» **Problem requirements**
Each line of the listing must be transcribed exactly, except for the images, which should be excluded.

» **Data records**
========================

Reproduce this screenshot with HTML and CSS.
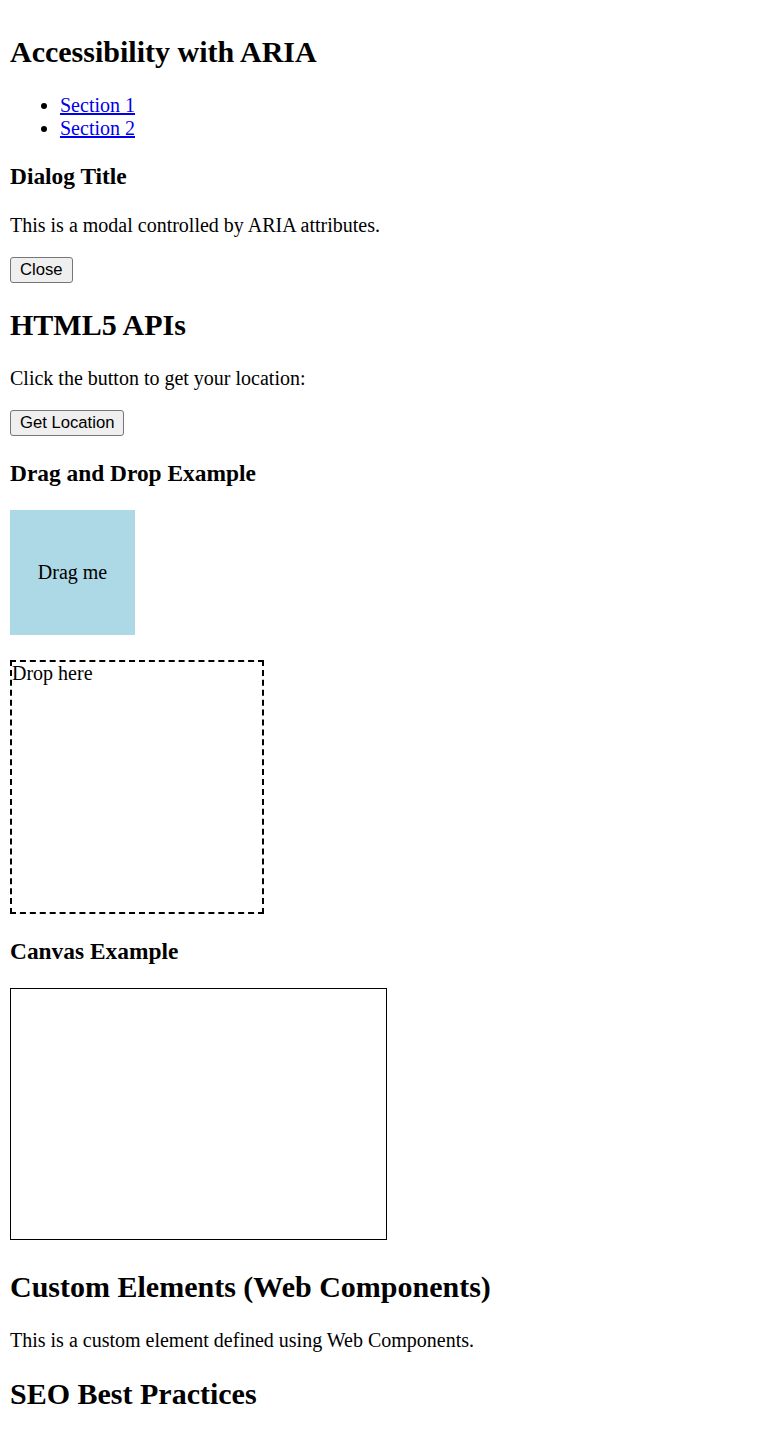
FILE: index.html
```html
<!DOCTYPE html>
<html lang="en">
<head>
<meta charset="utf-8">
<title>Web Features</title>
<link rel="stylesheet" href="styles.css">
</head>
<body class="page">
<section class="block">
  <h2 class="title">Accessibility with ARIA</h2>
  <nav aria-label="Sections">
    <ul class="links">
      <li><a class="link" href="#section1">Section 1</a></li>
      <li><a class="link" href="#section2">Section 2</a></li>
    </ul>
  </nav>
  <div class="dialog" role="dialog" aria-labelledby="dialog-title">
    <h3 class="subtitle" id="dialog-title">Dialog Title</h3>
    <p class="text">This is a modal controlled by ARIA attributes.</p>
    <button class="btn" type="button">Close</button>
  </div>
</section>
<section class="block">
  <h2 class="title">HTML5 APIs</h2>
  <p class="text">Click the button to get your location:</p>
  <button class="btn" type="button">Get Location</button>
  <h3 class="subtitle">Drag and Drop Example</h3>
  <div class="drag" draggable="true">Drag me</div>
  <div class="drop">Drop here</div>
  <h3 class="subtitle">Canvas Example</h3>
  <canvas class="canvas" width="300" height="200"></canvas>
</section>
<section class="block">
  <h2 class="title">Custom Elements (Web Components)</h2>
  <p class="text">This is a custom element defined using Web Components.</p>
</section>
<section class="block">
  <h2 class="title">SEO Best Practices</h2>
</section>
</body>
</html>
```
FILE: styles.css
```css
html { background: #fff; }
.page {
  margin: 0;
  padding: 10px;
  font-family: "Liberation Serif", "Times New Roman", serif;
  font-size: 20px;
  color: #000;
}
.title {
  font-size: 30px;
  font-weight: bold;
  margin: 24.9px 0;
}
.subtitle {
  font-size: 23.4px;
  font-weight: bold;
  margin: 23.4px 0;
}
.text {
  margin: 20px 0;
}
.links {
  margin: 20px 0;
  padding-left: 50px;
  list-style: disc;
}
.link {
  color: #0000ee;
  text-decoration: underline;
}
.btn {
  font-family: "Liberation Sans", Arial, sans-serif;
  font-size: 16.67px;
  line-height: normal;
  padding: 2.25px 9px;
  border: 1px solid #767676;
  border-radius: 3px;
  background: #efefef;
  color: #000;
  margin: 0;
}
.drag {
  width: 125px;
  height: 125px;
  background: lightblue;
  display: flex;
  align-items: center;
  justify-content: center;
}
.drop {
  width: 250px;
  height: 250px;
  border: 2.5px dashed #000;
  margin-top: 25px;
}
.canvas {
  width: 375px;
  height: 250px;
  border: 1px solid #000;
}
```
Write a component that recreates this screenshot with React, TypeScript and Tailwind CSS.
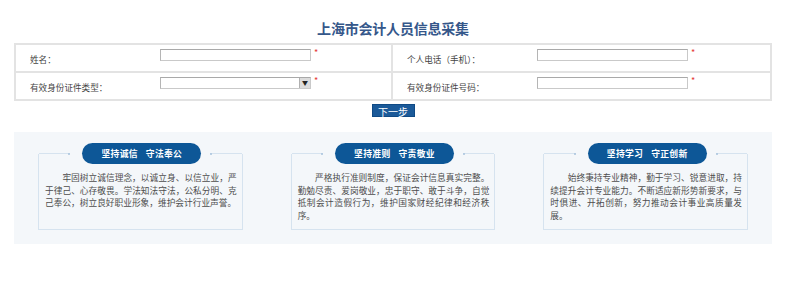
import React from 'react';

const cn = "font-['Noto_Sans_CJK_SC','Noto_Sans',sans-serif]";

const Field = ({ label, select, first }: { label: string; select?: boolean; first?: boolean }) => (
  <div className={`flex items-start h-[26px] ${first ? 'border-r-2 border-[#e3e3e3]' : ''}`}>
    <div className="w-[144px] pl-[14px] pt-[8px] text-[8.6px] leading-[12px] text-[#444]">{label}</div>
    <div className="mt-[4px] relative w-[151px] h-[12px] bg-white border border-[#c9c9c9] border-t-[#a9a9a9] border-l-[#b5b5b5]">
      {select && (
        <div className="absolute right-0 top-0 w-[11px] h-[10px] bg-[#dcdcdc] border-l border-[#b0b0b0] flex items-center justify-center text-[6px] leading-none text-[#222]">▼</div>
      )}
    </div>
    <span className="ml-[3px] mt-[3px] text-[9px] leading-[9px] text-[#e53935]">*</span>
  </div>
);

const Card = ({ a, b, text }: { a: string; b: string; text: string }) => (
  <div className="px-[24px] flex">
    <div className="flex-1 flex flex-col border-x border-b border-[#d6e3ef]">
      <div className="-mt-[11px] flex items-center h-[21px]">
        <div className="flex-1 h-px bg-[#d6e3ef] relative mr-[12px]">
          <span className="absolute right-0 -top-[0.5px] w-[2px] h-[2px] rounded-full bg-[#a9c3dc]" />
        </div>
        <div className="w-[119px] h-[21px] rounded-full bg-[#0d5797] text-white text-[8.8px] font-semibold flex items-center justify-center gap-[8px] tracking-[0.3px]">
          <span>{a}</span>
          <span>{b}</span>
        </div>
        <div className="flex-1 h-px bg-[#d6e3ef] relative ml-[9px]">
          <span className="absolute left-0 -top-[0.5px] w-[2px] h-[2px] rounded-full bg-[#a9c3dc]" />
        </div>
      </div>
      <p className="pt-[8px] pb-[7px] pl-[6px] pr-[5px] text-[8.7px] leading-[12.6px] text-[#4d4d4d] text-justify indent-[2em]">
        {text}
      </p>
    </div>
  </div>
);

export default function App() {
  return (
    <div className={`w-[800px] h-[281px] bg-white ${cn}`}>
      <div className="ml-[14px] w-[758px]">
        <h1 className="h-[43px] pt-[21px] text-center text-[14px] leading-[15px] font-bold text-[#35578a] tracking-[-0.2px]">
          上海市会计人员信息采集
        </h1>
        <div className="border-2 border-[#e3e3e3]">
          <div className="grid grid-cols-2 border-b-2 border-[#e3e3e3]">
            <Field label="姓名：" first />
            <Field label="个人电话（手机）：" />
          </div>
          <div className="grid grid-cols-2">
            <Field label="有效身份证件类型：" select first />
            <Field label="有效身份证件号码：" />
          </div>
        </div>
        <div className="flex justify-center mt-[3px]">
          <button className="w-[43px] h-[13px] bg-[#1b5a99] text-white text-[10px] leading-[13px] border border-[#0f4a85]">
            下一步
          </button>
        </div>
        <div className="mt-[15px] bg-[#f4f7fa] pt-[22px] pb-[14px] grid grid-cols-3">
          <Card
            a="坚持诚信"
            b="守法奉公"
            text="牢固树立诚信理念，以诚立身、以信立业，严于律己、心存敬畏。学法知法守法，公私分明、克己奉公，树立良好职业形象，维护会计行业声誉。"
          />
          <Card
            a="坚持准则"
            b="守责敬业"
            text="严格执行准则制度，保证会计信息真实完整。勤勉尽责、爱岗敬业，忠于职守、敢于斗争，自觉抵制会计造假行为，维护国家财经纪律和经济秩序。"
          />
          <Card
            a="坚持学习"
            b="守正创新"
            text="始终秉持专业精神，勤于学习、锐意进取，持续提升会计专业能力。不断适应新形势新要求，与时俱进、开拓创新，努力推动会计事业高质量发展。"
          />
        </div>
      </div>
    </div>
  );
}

========================

» **Response**
Reproduce this screenshot with HTML and CSS.
FILE: index.html
```html
<!DOCTYPE html>
<html lang="en">
<head>
<meta charset="utf-8">
<title>Web Features</title>
<link rel="stylesheet" href="styles.css">
</head>
<body class="page">
<section class="block">
  <h2 class="title">Accessibility with ARIA</h2>
  <nav aria-label="Sections">
    <ul class="links">
      <li><a class="link" href="#section1">Section 1</a></li>
      <li><a class="link" href="#section2">Section 2</a></li>
    </ul>
  </nav>
  <div class="dialog" role="dialog" aria-labelledby="dialog-title">
    <h3 class="subtitle" id="dialog-title">Dialog Title</h3>
    <p class="text">This is a modal controlled by ARIA attributes.</p>
    <button class="btn" type="button">Close</button>
  </div>
</section>
<section class="block">
  <h2 class="title">HTML5 APIs</h2>
  <p class="text">Click the button to get your location:</p>
  <button class="btn" type="button">Get Location</button>
  <h3 class="subtitle">Drag and Drop Example</h3>
  <div class="drag" draggable="true">Drag me</div>
  <div class="drop">Drop here</div>
  <h3 class="subtitle">Canvas Example</h3>
  <canvas class="canvas" width="300" height="200"></canvas>
</section>
<section class="block">
  <h2 class="title">Custom Elements (Web Components)</h2>
  <p class="text">This is a custom element defined using Web Components.</p>
</section>
<section class="block">
  <h2 class="title">SEO Best Practices</h2>
</section>
</body>
</html>
```
FILE: styles.css
```css
html { background: #fff; }
.page {
  margin: 0;
  padding: 10px;
  font-family: "Liberation Serif", "Times New Roman", serif;
  font-size: 20px;
  color: #000;
}
.title {
  font-size: 30px;
  font-weight: bold;
  margin: 24.9px 0;
}
.subtitle {
  font-size: 23.4px;
  font-weight: bold;
  margin: 23.4px 0;
}
.text {
  margin: 20px 0;
}
.links {
  margin: 20px 0;
  padding-left: 50px;
  list-style: disc;
}
.link {
  color: #0000ee;
  text-decoration: underline;
}
.btn {
  font-family: "Liberation Sans", Arial, sans-serif;
  font-size: 16.67px;
  line-height: normal;
  padding: 2.25px 9px;
  border: 1px solid #767676;
  border-radius: 3px;
  background: #efefef;
  color: #000;
  margin: 0;
}
.drag {
  width: 125px;
  height: 125px;
  background: lightblue;
  display: flex;
  align-items: center;
  justify-content: center;
}
.drop {
  width: 250px;
  height: 250px;
  border: 2.5px dashed #000;
  margin-top: 25px;
}
.canvas {
  width: 375px;
  height: 250px;
  border: 1px solid #000;
}
```
Write a component that recreates this screenshot with React, TypeScript and Tailwind CSS.
import React from 'react';

const cn = "font-['Noto_Sans_CJK_SC','Noto_Sans',sans-serif]";

const Field = ({ label, select, first }: { label: string; select?: boolean; first?: boolean }) => (
  <div className={`flex items-start h-[26px] ${first ? 'border-r-2 border-[#e3e3e3]' : ''}`}>
    <div className="w-[144px] pl-[14px] pt-[8px] text-[8.6px] leading-[12px] text-[#444]">{label}</div>
    <div className="mt-[4px] relative w-[151px] h-[12px] bg-white border border-[#c9c9c9] border-t-[#a9a9a9] border-l-[#b5b5b5]">
      {select && (
        <div className="absolute right-0 top-0 w-[11px] h-[10px] bg-[#dcdcdc] border-l border-[#b0b0b0] flex items-center justify-center text-[6px] leading-none text-[#222]">▼</div>
      )}
    </div>
    <span className="ml-[3px] mt-[3px] text-[9px] leading-[9px] text-[#e53935]">*</span>
  </div>
);

const Card = ({ a, b, text }: { a: string; b: string; text: string }) => (
  <div className="px-[24px] flex">
    <div className="flex-1 flex flex-col border-x border-b border-[#d6e3ef]">
      <div className="-mt-[11px] flex items-center h-[21px]">
        <div className="flex-1 h-px bg-[#d6e3ef] relative mr-[12px]">
          <span className="absolute right-0 -top-[0.5px] w-[2px] h-[2px] rounded-full bg-[#a9c3dc]" />
        </div>
        <div className="w-[119px] h-[21px] rounded-full bg-[#0d5797] text-white text-[8.8px] font-semibold flex items-center justify-center gap-[8px] tracking-[0.3px]">
          <span>{a}</span>
          <span>{b}</span>
        </div>
        <div className="flex-1 h-px bg-[#d6e3ef] relative ml-[9px]">
          <span className="absolute left-0 -top-[0.5px] w-[2px] h-[2px] rounded-full bg-[#a9c3dc]" />
        </div>
      </div>
      <p className="pt-[8px] pb-[7px] pl-[6px] pr-[5px] text-[8.7px] leading-[12.6px] text-[#4d4d4d] text-justify indent-[2em]">
        {text}
      </p>
    </div>
  </div>
);

export default function App() {
  return (
    <div className={`w-[800px] h-[281px] bg-white ${cn}`}>
      <div className="ml-[14px] w-[758px]">
        <h1 className="h-[43px] pt-[21px] text-center text-[14px] leading-[15px] font-bold text-[#35578a] tracking-[-0.2px]">
          上海市会计人员信息采集
        </h1>
        <div className="border-2 border-[#e3e3e3]">
          <div className="grid grid-cols-2 border-b-2 border-[#e3e3e3]">
            <Field label="姓名：" first />
            <Field label="个人电话（手机）：" />
          </div>
          <div className="grid grid-cols-2">
            <Field label="有效身份证件类型：" select first />
            <Field label="有效身份证件号码：" />
          </div>
        </div>
        <div className="flex justify-center mt-[3px]">
          <button className="w-[43px] h-[13px] bg-[#1b5a99] text-white text-[10px] leading-[13px] border border-[#0f4a85]">
            下一步
          </button>
        </div>
        <div className="mt-[15px] bg-[#f4f7fa] pt-[22px] pb-[14px] grid grid-cols-3">
          <Card
            a="坚持诚信"
            b="守法奉公"
            text="牢固树立诚信理念，以诚立身、以信立业，严于律己、心存敬畏。学法知法守法，公私分明、克己奉公，树立良好职业形象，维护会计行业声誉。"
          />
          <Card
            a="坚持准则"
            b="守责敬业"
            text="严格执行准则制度，保证会计信息真实完整。勤勉尽责、爱岗敬业，忠于职守、敢于斗争，自觉抵制会计造假行为，维护国家财经纪律和经济秩序。"
          />
          <Card
            a="坚持学习"
            b="守正创新"
            text="始终秉持专业精神，勤于学习、锐意进取，持续提升会计专业能力。不断适应新形势新要求，与时俱进、开拓创新，努力推动会计事业高质量发展。"
          />
        </div>
      </div>
    </div>
  );
}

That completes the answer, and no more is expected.